**Task brief:**
Output only the count of lines that contain "page".
* * * * *
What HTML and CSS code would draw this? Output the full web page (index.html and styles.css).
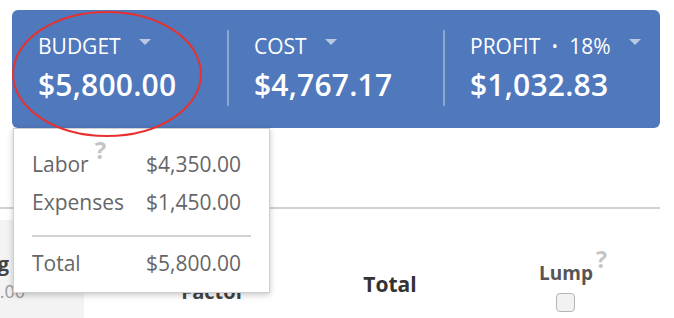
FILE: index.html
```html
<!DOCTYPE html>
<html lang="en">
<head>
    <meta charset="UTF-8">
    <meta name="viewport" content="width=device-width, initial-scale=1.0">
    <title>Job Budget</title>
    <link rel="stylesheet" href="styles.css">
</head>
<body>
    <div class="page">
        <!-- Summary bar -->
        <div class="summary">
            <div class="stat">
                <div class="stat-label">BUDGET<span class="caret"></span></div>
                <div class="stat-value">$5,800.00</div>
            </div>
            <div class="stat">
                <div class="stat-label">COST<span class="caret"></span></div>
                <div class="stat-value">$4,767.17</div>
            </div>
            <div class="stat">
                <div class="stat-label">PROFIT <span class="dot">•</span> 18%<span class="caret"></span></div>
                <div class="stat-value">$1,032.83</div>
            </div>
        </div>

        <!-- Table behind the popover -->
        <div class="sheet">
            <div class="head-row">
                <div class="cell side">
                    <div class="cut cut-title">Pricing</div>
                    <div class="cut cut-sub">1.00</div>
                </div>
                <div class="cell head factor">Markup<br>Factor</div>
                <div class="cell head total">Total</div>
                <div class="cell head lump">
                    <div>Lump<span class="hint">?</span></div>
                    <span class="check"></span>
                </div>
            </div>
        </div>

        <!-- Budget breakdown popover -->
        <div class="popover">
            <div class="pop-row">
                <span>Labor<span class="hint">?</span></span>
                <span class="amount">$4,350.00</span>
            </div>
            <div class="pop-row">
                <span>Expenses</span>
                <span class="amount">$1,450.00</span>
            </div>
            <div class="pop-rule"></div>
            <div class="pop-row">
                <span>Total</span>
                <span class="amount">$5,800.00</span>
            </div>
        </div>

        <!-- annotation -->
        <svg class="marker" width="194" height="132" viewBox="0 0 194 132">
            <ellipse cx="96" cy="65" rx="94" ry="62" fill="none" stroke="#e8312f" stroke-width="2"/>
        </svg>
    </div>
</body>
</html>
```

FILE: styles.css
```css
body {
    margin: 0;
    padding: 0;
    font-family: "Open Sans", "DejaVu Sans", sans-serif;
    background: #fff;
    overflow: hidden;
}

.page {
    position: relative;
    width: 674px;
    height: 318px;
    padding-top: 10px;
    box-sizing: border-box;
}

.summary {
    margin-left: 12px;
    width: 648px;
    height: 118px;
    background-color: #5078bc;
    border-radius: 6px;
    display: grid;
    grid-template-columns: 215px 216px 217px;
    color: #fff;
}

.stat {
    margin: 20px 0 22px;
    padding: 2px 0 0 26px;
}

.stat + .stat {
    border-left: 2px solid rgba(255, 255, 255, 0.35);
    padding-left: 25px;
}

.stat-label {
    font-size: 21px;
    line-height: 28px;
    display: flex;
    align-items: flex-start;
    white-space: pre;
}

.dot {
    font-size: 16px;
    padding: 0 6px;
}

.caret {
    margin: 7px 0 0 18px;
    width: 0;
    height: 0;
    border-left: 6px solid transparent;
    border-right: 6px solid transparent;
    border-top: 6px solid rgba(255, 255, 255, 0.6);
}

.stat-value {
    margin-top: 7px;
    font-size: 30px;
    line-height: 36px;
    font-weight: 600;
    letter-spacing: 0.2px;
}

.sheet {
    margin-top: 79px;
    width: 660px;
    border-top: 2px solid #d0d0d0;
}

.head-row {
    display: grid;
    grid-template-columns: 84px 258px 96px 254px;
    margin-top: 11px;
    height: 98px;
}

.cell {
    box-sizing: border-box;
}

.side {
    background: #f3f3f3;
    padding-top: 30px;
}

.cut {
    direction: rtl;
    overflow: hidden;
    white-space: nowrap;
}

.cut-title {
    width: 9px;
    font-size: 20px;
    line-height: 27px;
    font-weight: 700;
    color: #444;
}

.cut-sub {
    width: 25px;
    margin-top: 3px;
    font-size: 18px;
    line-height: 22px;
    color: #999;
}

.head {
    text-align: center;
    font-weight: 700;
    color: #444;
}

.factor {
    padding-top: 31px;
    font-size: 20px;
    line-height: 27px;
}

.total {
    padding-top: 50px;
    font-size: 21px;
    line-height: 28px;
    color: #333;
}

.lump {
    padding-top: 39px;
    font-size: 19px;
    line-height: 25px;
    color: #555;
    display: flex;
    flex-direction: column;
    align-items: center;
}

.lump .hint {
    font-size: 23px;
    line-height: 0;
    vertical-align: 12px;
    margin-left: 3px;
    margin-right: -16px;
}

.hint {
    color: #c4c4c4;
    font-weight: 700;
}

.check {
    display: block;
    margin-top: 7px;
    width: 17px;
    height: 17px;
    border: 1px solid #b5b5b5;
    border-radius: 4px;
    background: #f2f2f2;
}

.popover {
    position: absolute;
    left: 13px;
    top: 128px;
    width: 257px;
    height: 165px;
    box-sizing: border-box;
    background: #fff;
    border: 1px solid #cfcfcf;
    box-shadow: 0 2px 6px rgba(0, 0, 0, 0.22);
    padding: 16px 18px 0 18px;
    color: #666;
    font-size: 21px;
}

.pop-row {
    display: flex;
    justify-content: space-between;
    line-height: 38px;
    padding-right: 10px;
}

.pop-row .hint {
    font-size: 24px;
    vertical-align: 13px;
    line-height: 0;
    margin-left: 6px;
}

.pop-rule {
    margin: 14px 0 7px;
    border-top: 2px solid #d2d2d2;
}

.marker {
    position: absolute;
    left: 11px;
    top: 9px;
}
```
* * * * *
**Written answer:**
3